━━ DATA SEGMENT ━━
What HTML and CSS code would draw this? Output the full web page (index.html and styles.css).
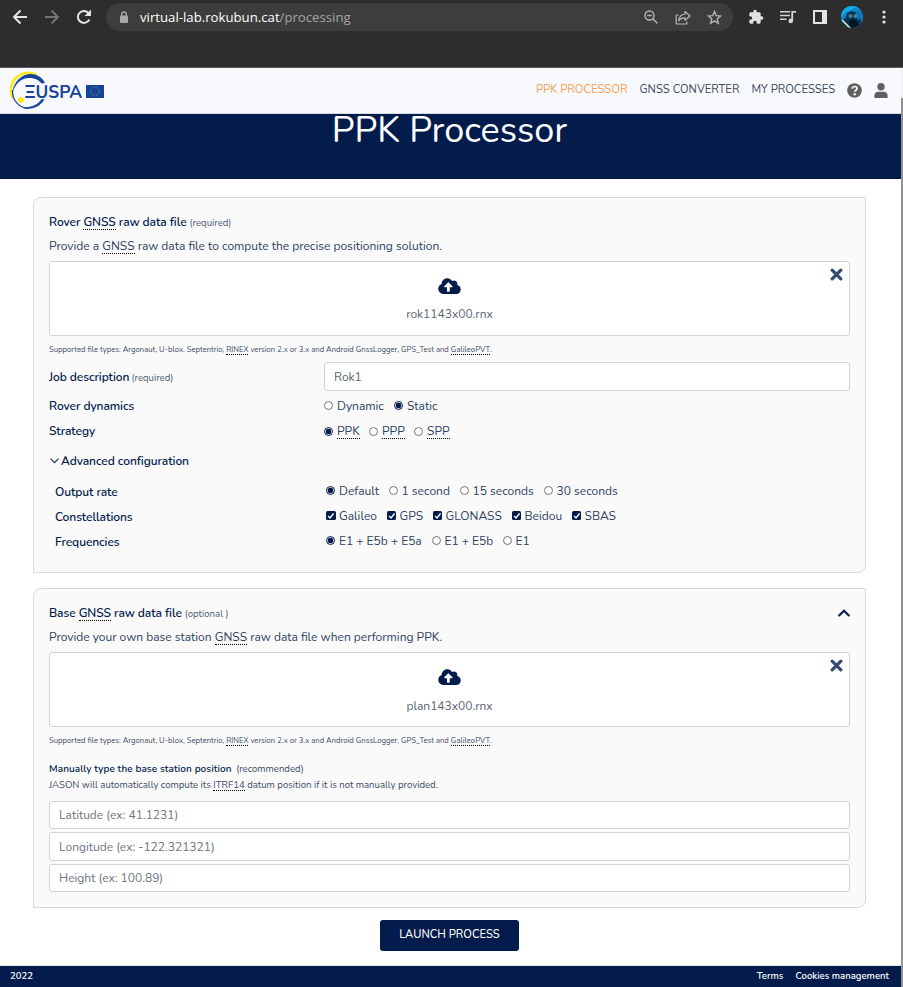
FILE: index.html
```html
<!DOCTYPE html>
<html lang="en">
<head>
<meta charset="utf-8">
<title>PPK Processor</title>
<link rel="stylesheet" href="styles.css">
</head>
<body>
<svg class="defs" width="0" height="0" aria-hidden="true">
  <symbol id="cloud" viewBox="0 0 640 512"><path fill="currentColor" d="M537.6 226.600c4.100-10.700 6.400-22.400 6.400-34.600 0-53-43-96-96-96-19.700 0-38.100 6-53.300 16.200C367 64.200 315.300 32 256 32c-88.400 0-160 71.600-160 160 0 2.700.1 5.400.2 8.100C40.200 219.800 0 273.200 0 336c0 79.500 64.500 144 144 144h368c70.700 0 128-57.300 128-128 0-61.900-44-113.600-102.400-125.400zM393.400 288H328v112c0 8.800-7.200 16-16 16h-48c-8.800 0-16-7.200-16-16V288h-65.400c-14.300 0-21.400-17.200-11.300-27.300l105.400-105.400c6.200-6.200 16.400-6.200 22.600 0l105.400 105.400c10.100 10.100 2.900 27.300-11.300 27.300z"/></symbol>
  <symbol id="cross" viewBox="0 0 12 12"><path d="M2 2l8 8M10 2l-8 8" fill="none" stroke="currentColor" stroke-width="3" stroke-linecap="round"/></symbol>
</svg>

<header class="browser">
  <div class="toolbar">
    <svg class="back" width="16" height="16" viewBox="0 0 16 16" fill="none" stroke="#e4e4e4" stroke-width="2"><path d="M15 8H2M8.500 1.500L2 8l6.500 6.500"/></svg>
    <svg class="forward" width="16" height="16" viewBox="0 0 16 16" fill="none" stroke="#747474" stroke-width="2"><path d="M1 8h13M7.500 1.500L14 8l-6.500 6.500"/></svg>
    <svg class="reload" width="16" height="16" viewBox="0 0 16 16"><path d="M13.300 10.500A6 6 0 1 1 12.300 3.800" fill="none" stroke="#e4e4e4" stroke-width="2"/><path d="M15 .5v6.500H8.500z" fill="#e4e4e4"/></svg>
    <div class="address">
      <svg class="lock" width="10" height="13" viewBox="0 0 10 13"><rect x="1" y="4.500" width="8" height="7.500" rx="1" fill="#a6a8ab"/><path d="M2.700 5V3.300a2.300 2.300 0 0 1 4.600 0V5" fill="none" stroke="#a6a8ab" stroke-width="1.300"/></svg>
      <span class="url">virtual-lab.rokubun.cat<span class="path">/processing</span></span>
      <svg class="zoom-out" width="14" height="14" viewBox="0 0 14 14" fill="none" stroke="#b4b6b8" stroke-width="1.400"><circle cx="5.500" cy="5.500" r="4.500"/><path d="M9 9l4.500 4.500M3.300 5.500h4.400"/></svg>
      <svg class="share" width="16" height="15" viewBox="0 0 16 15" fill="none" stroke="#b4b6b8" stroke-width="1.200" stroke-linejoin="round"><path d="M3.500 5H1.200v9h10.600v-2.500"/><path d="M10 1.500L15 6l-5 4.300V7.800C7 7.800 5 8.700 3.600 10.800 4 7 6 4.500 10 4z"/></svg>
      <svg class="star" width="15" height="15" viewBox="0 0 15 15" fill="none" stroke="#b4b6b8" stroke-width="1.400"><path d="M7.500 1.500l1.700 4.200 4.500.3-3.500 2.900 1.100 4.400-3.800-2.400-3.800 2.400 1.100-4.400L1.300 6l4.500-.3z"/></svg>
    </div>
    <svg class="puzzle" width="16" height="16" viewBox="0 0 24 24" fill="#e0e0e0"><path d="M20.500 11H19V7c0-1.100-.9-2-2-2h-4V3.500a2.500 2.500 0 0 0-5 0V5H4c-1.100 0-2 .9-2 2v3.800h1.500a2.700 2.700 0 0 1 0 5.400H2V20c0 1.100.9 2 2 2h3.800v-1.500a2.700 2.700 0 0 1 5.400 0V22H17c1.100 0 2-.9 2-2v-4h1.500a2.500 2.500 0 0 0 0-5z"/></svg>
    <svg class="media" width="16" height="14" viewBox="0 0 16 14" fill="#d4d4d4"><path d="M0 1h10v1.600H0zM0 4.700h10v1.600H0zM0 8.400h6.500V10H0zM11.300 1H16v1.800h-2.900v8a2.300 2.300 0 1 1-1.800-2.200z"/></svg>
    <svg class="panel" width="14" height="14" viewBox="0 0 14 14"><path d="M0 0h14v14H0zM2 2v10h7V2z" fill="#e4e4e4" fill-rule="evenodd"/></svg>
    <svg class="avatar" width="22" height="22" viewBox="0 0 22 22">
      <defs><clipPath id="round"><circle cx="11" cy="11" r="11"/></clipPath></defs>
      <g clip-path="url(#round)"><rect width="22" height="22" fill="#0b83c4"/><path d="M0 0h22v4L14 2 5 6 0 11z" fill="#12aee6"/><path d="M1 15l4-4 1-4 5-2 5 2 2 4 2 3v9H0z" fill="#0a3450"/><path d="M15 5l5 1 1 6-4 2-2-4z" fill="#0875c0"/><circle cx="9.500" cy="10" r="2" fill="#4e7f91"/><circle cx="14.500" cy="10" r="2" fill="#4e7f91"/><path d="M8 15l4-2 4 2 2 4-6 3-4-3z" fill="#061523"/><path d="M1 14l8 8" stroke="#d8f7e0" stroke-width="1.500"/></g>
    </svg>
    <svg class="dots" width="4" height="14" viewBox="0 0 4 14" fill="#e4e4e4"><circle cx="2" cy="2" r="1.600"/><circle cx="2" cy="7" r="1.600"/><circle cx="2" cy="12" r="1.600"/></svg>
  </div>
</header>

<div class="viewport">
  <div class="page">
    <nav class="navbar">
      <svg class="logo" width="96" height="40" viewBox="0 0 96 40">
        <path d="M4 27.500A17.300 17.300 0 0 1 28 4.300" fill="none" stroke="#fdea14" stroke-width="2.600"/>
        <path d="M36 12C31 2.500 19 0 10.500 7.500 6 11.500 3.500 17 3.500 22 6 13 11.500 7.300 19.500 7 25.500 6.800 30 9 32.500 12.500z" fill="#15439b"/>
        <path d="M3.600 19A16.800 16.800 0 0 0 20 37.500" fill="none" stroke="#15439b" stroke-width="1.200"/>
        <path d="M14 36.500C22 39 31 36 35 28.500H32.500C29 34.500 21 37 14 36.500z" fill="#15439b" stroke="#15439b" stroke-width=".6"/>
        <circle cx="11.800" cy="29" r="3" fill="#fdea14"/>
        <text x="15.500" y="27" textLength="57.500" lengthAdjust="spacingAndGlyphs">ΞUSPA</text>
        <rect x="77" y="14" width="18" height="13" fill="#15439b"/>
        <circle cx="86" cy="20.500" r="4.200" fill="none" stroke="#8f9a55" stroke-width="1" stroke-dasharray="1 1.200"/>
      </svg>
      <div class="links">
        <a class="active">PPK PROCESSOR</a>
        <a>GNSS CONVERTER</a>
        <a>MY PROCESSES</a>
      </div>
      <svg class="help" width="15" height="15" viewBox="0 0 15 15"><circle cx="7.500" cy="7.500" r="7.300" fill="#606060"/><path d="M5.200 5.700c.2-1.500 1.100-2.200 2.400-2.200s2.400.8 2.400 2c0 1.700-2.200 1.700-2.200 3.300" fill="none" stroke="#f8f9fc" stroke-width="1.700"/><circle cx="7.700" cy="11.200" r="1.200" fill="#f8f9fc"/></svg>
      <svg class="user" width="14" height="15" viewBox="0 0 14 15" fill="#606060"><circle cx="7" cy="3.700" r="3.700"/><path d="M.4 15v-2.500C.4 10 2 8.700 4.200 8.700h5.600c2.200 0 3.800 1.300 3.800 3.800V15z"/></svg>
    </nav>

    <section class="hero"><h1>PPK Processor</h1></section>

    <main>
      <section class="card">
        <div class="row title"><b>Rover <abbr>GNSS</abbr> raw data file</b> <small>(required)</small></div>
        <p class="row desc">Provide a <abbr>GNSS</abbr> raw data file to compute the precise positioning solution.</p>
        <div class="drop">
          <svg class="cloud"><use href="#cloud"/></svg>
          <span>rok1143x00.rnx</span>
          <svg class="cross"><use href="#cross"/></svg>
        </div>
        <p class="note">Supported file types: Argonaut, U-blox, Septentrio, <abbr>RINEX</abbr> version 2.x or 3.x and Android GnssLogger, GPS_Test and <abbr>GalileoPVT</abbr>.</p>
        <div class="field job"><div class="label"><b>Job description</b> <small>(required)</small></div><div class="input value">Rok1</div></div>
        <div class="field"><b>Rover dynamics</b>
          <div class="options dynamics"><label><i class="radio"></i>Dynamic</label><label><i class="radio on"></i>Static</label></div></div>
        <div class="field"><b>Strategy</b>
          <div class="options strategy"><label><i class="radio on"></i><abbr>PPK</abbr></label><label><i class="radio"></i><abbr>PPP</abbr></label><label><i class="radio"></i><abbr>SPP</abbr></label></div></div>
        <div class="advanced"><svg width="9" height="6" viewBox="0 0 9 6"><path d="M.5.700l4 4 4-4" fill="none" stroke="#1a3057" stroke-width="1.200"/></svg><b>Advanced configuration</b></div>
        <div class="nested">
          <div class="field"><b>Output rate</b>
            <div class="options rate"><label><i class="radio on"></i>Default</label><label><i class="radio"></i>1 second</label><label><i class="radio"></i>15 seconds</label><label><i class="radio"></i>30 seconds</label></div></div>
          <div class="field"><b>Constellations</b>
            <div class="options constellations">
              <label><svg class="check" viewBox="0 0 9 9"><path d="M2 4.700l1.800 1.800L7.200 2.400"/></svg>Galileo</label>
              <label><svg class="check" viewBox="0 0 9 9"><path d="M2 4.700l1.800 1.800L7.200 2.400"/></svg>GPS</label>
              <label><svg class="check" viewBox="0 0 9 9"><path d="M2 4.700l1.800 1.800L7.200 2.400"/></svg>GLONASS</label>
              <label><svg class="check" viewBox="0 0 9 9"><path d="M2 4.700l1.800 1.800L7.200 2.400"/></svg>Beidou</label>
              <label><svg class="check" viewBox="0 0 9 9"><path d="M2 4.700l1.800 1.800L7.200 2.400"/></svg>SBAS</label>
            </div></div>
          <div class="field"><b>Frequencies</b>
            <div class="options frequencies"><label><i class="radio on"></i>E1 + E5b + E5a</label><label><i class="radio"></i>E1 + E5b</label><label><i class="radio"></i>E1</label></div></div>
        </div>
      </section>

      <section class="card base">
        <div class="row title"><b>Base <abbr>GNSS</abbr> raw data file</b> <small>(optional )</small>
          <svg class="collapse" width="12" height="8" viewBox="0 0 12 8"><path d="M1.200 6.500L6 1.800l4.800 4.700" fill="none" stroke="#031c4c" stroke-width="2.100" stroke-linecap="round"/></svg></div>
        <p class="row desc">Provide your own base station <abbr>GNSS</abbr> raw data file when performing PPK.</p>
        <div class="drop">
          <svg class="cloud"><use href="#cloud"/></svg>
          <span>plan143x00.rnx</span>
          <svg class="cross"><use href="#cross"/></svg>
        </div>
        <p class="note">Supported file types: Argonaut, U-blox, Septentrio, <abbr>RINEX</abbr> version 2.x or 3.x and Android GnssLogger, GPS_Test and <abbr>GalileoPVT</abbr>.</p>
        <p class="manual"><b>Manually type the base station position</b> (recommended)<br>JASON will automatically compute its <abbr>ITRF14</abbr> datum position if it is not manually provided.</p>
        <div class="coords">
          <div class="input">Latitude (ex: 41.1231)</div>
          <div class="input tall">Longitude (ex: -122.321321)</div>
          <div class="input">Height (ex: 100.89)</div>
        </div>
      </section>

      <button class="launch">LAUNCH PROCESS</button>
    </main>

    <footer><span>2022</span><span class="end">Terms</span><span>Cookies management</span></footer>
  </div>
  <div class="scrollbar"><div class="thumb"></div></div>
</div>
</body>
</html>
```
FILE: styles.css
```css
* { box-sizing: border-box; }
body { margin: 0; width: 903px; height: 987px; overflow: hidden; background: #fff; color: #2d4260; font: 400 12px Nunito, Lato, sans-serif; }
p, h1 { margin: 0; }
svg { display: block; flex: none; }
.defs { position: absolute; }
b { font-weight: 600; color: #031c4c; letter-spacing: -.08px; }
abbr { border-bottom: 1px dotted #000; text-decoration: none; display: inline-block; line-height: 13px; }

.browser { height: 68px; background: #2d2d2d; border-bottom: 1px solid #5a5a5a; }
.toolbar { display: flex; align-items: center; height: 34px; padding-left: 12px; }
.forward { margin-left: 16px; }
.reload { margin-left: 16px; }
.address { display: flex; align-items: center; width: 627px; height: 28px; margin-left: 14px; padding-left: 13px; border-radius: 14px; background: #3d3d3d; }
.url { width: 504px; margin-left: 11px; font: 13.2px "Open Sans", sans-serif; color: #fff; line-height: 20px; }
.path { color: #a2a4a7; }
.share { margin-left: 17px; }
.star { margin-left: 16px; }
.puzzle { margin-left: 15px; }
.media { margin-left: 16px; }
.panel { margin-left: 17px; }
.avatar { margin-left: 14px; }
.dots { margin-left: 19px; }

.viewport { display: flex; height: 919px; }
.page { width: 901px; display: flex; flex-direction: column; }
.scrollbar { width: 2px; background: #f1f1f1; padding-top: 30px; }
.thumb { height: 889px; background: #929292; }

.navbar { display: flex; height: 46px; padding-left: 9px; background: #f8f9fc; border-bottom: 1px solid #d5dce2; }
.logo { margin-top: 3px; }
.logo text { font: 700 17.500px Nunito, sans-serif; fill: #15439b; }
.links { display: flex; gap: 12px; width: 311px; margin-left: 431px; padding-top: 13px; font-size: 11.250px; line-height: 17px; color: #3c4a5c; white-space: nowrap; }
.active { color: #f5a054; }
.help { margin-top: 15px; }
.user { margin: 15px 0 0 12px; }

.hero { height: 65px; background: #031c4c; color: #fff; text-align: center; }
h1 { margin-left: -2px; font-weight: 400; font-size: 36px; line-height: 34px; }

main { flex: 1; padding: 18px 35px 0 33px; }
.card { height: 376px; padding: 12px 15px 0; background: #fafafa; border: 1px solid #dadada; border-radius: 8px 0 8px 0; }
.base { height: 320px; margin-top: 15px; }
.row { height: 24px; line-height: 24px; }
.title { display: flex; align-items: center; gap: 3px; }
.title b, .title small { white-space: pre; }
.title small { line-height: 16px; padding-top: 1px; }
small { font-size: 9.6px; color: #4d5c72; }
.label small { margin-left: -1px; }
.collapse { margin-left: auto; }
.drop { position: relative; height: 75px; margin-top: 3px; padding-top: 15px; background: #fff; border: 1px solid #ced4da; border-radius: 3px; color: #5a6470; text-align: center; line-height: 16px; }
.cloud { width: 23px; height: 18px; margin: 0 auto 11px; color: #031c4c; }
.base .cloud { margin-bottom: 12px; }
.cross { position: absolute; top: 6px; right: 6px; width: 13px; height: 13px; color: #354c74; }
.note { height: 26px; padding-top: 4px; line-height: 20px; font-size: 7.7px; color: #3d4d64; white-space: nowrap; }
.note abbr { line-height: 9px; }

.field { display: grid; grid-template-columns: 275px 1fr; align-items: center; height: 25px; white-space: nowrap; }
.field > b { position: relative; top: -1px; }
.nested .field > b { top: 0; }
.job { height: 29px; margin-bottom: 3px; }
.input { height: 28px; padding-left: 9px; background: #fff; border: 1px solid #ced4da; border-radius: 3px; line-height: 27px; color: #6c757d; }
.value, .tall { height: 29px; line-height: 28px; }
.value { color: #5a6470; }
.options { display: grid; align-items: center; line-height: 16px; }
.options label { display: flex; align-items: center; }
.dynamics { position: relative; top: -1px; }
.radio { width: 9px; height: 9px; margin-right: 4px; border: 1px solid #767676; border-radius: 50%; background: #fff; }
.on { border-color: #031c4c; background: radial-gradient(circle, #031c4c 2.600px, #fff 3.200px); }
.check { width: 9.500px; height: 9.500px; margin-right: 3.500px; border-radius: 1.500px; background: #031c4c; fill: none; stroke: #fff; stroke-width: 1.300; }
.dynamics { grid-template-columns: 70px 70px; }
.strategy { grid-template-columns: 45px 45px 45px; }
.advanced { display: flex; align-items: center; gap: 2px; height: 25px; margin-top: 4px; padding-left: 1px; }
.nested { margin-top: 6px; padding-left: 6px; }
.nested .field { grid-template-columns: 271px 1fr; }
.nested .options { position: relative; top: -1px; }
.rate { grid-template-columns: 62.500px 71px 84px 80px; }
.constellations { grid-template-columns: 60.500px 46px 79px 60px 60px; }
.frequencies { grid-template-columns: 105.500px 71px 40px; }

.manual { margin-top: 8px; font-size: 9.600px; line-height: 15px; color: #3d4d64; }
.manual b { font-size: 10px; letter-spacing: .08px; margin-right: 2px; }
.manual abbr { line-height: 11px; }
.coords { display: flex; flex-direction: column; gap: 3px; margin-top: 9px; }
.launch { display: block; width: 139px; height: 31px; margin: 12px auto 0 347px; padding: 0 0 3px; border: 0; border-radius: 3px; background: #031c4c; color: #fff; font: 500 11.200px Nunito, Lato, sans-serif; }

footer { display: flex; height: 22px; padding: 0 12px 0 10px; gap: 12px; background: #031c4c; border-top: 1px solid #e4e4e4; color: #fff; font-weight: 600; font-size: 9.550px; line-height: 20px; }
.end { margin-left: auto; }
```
━━━
◆ REQUIRED WORK:
Pick out every line of the listing containing the word "index", and show those lines.

◆ RESPONSE TO THIS TASK:
What HTML and CSS code would draw this? Output the full web page (index.html and styles.css).
FILE: index.html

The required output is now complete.